Available on the Ekpyrosis Press website: Ali Shariati
My dear brother and colleague, Seyed Javad Miri, and I had a wonderful opportunity to discuss Ali Shariati with Jacek Drozda, the host of the “Emancypacje” (Emancipation) podcast out of Warsaw, Poland. We discussed Shariati’s life, work, influence on the 1979 revolution in Iran, and most importantly, Ali Shariati’s Liberation Theology.
Here’s the introduction to the podcast: We begin our new mini-series “Liberation Theologies” where we look at the intersection of emancipatory politics and religion with an exciting conversation about Ali Shariati, a renowned Iranian revolutionary, sociologist, political theologian and theoretician. Our guests are two major specialists in this field: prof. Dustin J. Byrd (The University of Olivet) and prof. Seyedjavad Miri (Institute for Humanities and Cultural Studies in Tehran). As regular collaborators they authored and edited several important books together, including “Ali Shariati and the Future of Social Theory: Religion, Revolution, and the Role of the Intellectual” (Brill, 2017). Take a deep dive into Shariati’s contribution to political philosophy and the Iranian Revolution the victory of which he did not live to see.
On January 21st, 2024, I had a wonderful opportunity to discuss the topic of Erich Fromm and religion with numerous great scholars, including Rudolf J. Siebert, Hille Haker, Reiner Funk, Joan Braune and numerous others. The event was organized by Maor Levitin on behalf of the Erich Fromm Society of North America. My presentation discussed the need for the political Left to reengage with religion, to develop an humanistic/religious ecumenicism along the lines of Erich Fromm’s psychoanalytic philosophy, lest the “catalogue” of religion become the sole possession of the far-right, who would use it as a weapon against the unwanted “others.” A video of the discourse will be made available at a later time.
“Can Religion be Rescued in the 21st Century? Erich Fromm’s Religious Humanism and Authoritarian Populism”
On September 9th, 2023, I had a wonderful opportunity to discuss the life, work, and long friendship between the Catholic theologian, Gregory Baum, and the critical theorist, Rudolf J. Siebert. Gregory was born in Berlin but emigrated to Canada during World War II. While coming from a Jewish family, he eventually converted to Catholicism and became a Catholic priest, after reading St. Augustine’s Confessions. Along with Johannes Baptist Metz and Hans Küng, Baum was a a “peritus,” or theological advisor during the Second Vatican Council, where he was instrumental in rewriting the church’s relationship with the Jews – no longer calling for their conversions. He was also very interested in the Critical Theory of Religion, as developed by the Frankfurt School.
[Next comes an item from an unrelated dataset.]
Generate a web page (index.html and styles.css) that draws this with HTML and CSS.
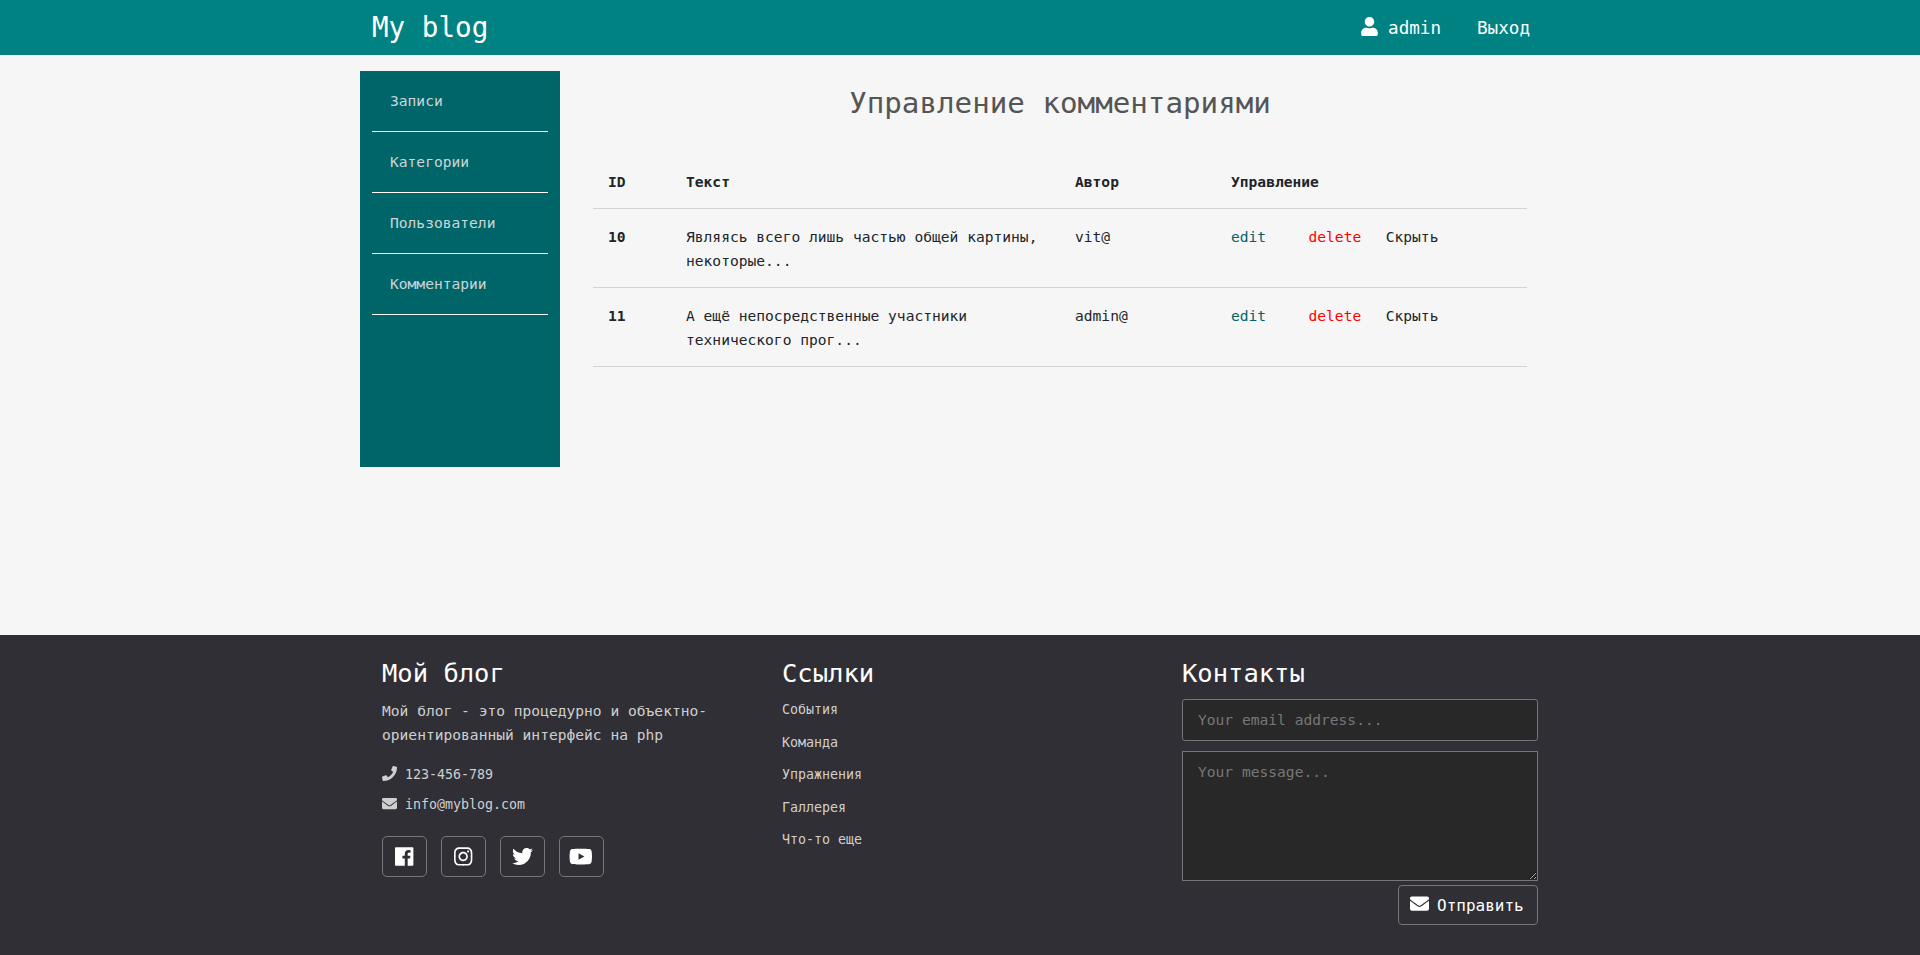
FILE: index.html
```html
<!DOCTYPE html>
<html lang="ru">
<head>
  <meta charset="UTF-8" />
  <meta name="viewport" content="width=device-width, initial-scale=1.0"/>
  <title>My blog</title>
  <link rel="stylesheet" href="styles.css">
</head>
<body>
  <header class="topbar">
    <div class="wrap topbar-inner">
      <a class="logo" href="#">My blog</a>
      <nav class="user-nav">
        <a href="#" class="user-link">
          <svg class="icon-user" viewBox="0 0 448 512"><path d="M224 256c70.7 0 128-57.3 128-128S294.7 0 224 0 96 57.3 96 128s57.3 128 128 128zm89.6 32h-16.7c-22.2 10.2-46.9 16-72.9 16s-50.6-5.8-72.9-16h-16.7C60.2 288 0 348.2 0 422.4V464c0 26.5 21.5 48 48 48h352c26.5 0 48-21.5 48-48v-41.6c0-74.2-60.2-134.4-134.4-134.4z"/></svg>
          admin
        </a>
        <a href="#">Выход</a>
      </nav>
    </div>
  </header>

  <div class="wrap page">
    <aside class="sidebar">
      <ul>
        <li><a href="#">Записи</a></li>
        <li><a href="#">Категории</a></li>
        <li><a href="#">Пользователи</a></li>
        <li><a href="#">Комментарии</a></li>
      </ul>
    </aside>

    <main class="content">
      <h1>Управление комментариями</h1>
      <table class="comments">
        <thead>
          <tr>
            <th class="col-id">ID</th>
            <th class="col-text">Текст</th>
            <th class="col-author">Автор</th>
            <th>Управление</th>
          </tr>
        </thead>
        <tbody>
          <tr>
            <td class="row-id">10</td>
            <td>Являясь всего лишь частью общей картины, некоторые...</td>
            <td>vit@</td>
            <td>
              <div class="actions">
                <a class="edit" href="#">edit</a>
                <a class="delete" href="#">delete</a>
                <a class="hide" href="#">Скрыть</a>
              </div>
            </td>
          </tr>
          <tr>
            <td class="row-id">11</td>
            <td>А ещё непосредственные участники технического прог...</td>
            <td>admin@</td>
            <td>
              <div class="actions">
                <a class="edit" href="#">edit</a>
                <a class="delete" href="#">delete</a>
                <a class="hide" href="#">Скрыть</a>
              </div>
            </td>
          </tr>
        </tbody>
      </table>
    </main>
  </div>

  <footer class="footer">
    <div class="wrap footer-grid">
      <section class="footer-col">
        <h2>Мой блог</h2>
        <p class="about">Мой блог - это процедурно и объектно-ориентированный интерфейс на php</p>
        <div class="contact-line">
          <svg class="icon-small" viewBox="0 0 512 512"><path d="M493.4 24.6l-104-24c-11.3-2.6-22.9 3.3-27.5 13.9l-48 112c-4.2 9.8-1.4 21.3 6.9 28l60.6 49.6c-36 76.7-98.9 140.5-177.2 177.2l-49.6-60.6c-6.8-8.3-18.2-11.1-28-6.9l-112 48C3.9 366.5-2 378.1.6 389.4l24 104C27.1 504.2 36.7 512 48 512c256.1 0 464-207.5 464-464 0-11.2-7.7-20.9-18.6-23.4z"/></svg>
          123-456-789
        </div>
        <div class="contact-line">
          <svg class="icon-small" viewBox="0 0 512 512"><path d="M502.3 190.8c3.9-3.1 9.7-.2 9.7 4.7V400c0 26.5-21.5 48-48 48H48c-26.5 0-48-21.5-48-48V195.6c0-5 5.7-7.8 9.7-4.7 22.4 17.4 52.1 39.5 154.1 113.6 21.1 15.4 56.7 47.8 92.2 47.6 35.7.3 72-32.8 92.3-47.6 102-74.1 131.6-96.3 154-113.7zM256 320c23.2.4 56.6-29.2 73.4-41.4 132.7-96.3 142.8-104.7 173.4-128.7 5.8-4.5 9.2-11.5 9.2-18.9v-19c0-26.5-21.5-48-48-48H48C21.5 64 0 85.5 0 112v19c0 7.4 3.4 14.3 9.2 18.9 30.6 23.9 40.7 32.4 173.4 128.7 16.8 12.2 50.2 41.8 73.4 41.4z"/></svg>
          info@myblog.com
        </div>
        <div class="socials">
          <a href="#"><svg viewBox="0 0 448 512"><path d="M448 56.7v398.5c0 13.7-11.1 24.7-24.7 24.7H309.1V306.5h58.2l8.7-67.6h-67v-43.2c0-19.6 5.4-32.9 33.5-32.9h35.8v-60.5c-6.2-.8-27.4-2.7-52.2-2.7-51.6 0-87 31.5-87 89.4v49.9h-58.4v67.6h58.4V480H24.7C11.1 480 0 468.9 0 455.3V56.7C0 43.1 11.1 32 24.7 32h398.5c13.7 0 24.8 11.1 24.8 24.7z"/></svg></a>
          <a href="#"><svg viewBox="0 0 448 512"><path d="M224.1 141c-63.6 0-114.9 51.3-114.9 114.9s51.3 114.9 114.9 114.9S339 319.5 339 255.9 287.7 141 224.1 141zm0 189.6c-41.1 0-74.7-33.5-74.7-74.7s33.5-74.7 74.7-74.7 74.7 33.5 74.7 74.7-33.6 74.7-74.7 74.7zm146.4-194.3c0 14.9-12 26.8-26.8 26.8-14.9 0-26.8-12-26.8-26.8s12-26.8 26.8-26.8 26.8 12 26.8 26.8zm76.1 27.2c-1.7-35.9-9.9-67.7-36.2-93.9-26.2-26.2-58-34.4-93.9-36.2-37-2.1-147.9-2.1-184.9 0-35.8 1.7-67.6 9.9-93.9 36.1s-34.4 58-36.2 93.9c-2.1 37-2.1 147.9 0 184.9 1.7 35.9 9.9 67.7 36.2 93.9s58 34.4 93.9 36.2c37 2.1 147.9 2.1 184.9 0 35.9-1.7 67.7-9.9 93.9-36.2 26.2-26.2 34.4-58 36.2-93.9 2.1-37 2.1-147.8 0-184.8zM398.8 388c-7.8 19.6-22.9 34.7-42.6 42.6-29.5 11.7-99.5 9-132.1 9s-102.7 2.6-132.1-9c-19.6-7.8-34.7-22.9-42.6-42.6-11.7-29.5-9-99.5-9-132.1s-2.6-102.7 9-132.1c7.8-19.6 22.9-34.7 42.6-42.6 29.5-11.7 99.5-9 132.1-9s102.7-2.6 132.1 9c19.6 7.8 34.7 22.9 42.6 42.6 11.7 29.5 9 99.5 9 132.1s2.7 102.7-9 132.1z"/></svg></a>
          <a href="#"><svg viewBox="0 0 512 512"><path d="M459.37 151.716c.325 4.548.325 9.097.325 13.645 0 138.72-105.583 298.558-298.558 298.558-59.452 0-114.68-17.219-161.137-47.106 8.447.974 16.568 1.299 25.34 1.299 49.055 0 94.213-16.568 130.274-44.832-46.132-.975-84.792-31.188-98.112-72.772 6.498.974 12.995 1.624 19.818 1.624 9.421 0 18.843-1.3 27.614-3.573-48.081-9.747-84.143-51.98-84.143-102.985v-1.299c13.969 7.797 30.214 12.67 47.431 13.319-28.264-18.843-46.781-51.005-46.781-87.391 0-19.492 5.197-37.36 14.294-52.954 51.655 63.675 129.3 105.258 216.365 109.807-1.624-7.797-2.599-15.918-2.599-24.04 0-57.828 46.782-104.934 104.934-104.934 30.213 0 57.502 12.67 76.67 33.137 23.715-4.548 46.456-13.32 66.599-25.34-7.798 24.366-24.366 44.833-46.132 57.827 21.117-2.273 41.584-8.122 60.426-16.243-14.292 20.791-32.161 39.308-52.628 54.253z"/></svg></a>
          <a href="#"><svg viewBox="0 0 576 512"><path d="M549.655 124.083c-6.281-23.65-24.787-42.276-48.284-48.597C458.781 64 288 64 288 64S117.22 64 74.629 75.486c-23.497 6.322-42.003 24.947-48.284 48.597-11.412 42.867-11.412 132.305-11.412 132.305s0 89.438 11.412 132.305c6.281 23.65 24.787 41.5 48.284 47.821C117.22 448 288 448 288 448s170.78 0 213.371-11.486c23.497-6.321 42.003-24.171 48.284-47.821 11.412-42.867 11.412-132.305 11.412-132.305s0-89.438-11.412-132.305zm-317.51 213.508V175.185l142.739 81.205-142.739 81.201z"/></svg></a>
        </div>
      </section>

      <section class="footer-col">
        <h2>Ссылки</h2>
        <ul class="footer-links">
          <li><a href="#">События</a></li>
          <li><a href="#">Команда</a></li>
          <li><a href="#">Упражнения</a></li>
          <li><a href="#">Галлерея</a></li>
          <li><a href="#">Что-то еще</a></li>
        </ul>
      </section>

      <section class="footer-col">
        <h2>Контакты</h2>
        <form class="contact-form">
          <input type="text" placeholder="Your email address..." />
          <textarea placeholder="Your message..."></textarea>
          <button type="button">
            <svg viewBox="0 0 512 512"><path d="M502.3 190.8c3.9-3.1 9.7-.2 9.7 4.7V400c0 26.5-21.5 48-48 48H48c-26.5 0-48-21.5-48-48V195.6c0-5 5.7-7.8 9.7-4.7 22.4 17.4 52.1 39.5 154.1 113.6 21.1 15.4 56.7 47.8 92.2 47.6 35.7.3 72-32.8 92.3-47.6 102-74.1 131.6-96.3 154-113.7zM256 320c23.2.4 56.6-29.2 73.4-41.4 132.7-96.3 142.8-104.7 173.4-128.7 5.8-4.5 9.2-11.5 9.2-18.9v-19c0-26.5-21.5-48-48-48H48C21.5 64 0 85.5 0 112v19c0 7.4 3.4 14.3 9.2 18.9 30.6 23.9 40.7 32.4 173.4 128.7 16.8 12.2 50.2 41.8 73.4 41.4z"/></svg>
            Отправить
          </button>
        </form>
      </section>
    </div>
  </footer>
</body>
</html>
```

FILE: styles.css
```css
* {
  box-sizing: border-box;
}

body {
  margin: 0;
  background: #f6f6f6;
  color: #212529;
  font-family: 'DejaVu Sans Mono', monospace;
  font-size: 14.6px;
  line-height: 24px;
}

a {
  color: inherit;
  text-decoration: none;
}

ul {
  list-style: none;
  margin: 0;
  padding: 0;
}

.wrap {
  width: 1200px;
  margin: 0 auto;
}

/* top bar */
.topbar {
  height: 55px;
  background: #008282;
  color: #fff;
}

.topbar-inner {
  display: flex;
  justify-content: space-between;
  align-items: center;
  height: 55px;
  padding: 0 30px 0 12px;
}

.logo {
  font-size: 27.6px;
  line-height: 55px;
}

.user-nav {
  display: flex;
  align-items: center;
  gap: 36px;
  font-size: 17.6px;
}

.user-link {
  display: flex;
  align-items: center;
  gap: 10px;
}

.icon-user {
  width: 17px;
  height: 19px;
  margin-top: -2px;
  fill: #fff;
}

/* page */
.page {
  display: flex;
  height: 580px;
  padding-top: 16px;
}

.sidebar {
  width: 200px;
  height: 396px;
  padding: 0 12px;
  background: #006569;
}

.sidebar li {
  height: 61px;
  border-bottom: 1px solid #fff;
  padding: 18px 0 0 18px;
  color: #ccd6d6;
}

.content {
  width: 934px;
  margin-left: 33px;
}

.content h1 {
  margin: 14px 0 0;
  color: #555;
  font-size: 29.2px;
  font-weight: 400;
  line-height: 36px;
  text-align: center;
}

.comments {
  width: 100%;
  margin-top: 33px;
  border-collapse: collapse;
  table-layout: fixed;
}

.comments th,
.comments td {
  padding: 16px 15px 14px;
  text-align: left;
  vertical-align: top;
  border-bottom: 1px solid #d3d3d3;
}

.col-id {
  width: 78px;
}

.col-text {
  width: 389px;
}

.col-author {
  width: 156px;
}

.row-id {
  font-weight: bold;
}

.actions {
  display: flex;
  gap: 24.5px;
}

.edit {
  width: 53px;
  color: #006569;
}

.delete {
  color: #ff0000;
}

/* footer */
.footer {
  height: 320px;
  background: #302f36;
  color: #cfcfcf;
}

.footer-grid {
  display: grid;
  grid-template-columns: repeat(3, 400px);
}

.footer-col {
  padding: 20px 22px 0;
}

.footer-col h2 {
  margin: 0 0 8px;
  color: #fff;
  font-size: 25.5px;
  font-weight: 400;
  line-height: 36px;
}

.about {
  margin: 0 0 13px;
}

.contact-line {
  display: flex;
  align-items: center;
  gap: 8px;
  height: 30px;
  font-size: 13.3px;
}

.icon-small {
  width: 15px;
  height: 15px;
  margin-top: -3px;
  fill: #cfcfcf;
}

.socials {
  display: flex;
  gap: 13.9px;
  margin-top: 16px;
}

.socials a {
  display: flex;
  align-items: center;
  justify-content: center;
  width: 45px;
  height: 41px;
  border: 1px solid #777;
  border-radius: 5px;
}

.socials svg {
  height: 21px;
  fill: #fff;
}

.footer-links {
  margin-top: -1px;
}

.footer-links li {
  height: 32.5px;
  font-size: 13.3px;
}

.contact-form {
  display: flex;
  flex-direction: column;
  align-items: flex-end;
}

.contact-form input,
.contact-form textarea {
  width: 356px;
  border: 1px solid #777;
  background: #282828;
  color: #fff;
  font-family: inherit;
  font-size: 14.6px;
  padding: 0 15px;
}

.contact-form input {
  height: 42px;
  margin-bottom: 10px;
  padding-bottom: 2px;
  border-radius: 3px;
}

.contact-form textarea {
  height: 130px;
  padding-top: 11px;
  border-radius: 0;
}

.contact-form ::placeholder {
  color: #777;
}

.contact-form button {
  display: flex;
  align-items: center;
  gap: 8px;
  width: 140px;
  height: 40px;
  margin-top: 4px;
  padding: 0 11px;
  border: 1px solid #777;
  border-radius: 4px;
  background: transparent;
  color: #fff;
  font-family: inherit;
  font-size: 16px;
}

.contact-form button svg {
  width: 19px;
  height: 19px;
  margin-top: -3px;
  fill: #fff;
}
```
Baum passed away in October of 2017 in Canada. He was a prolific writer, scholar, and speaker, and a long-time friend of my doktorvater, Rudolf J. Siebert. I hope you all enjoy the discussion.
On June 28th, 2023, I had the opportunity to discuss the topic of Liberation Theology with the Critical Theorist and theologian, Dr. Rudolf J. Siebert. We covered many elements of Liberation Theology, including its history, the influence of Marxism and the Frankfurt School on it, as well as the opposition it withstood by the institutional Catholic Church. The discourse was sponsored by Ekpyrosis Press and the Institute for Critical Social Theory.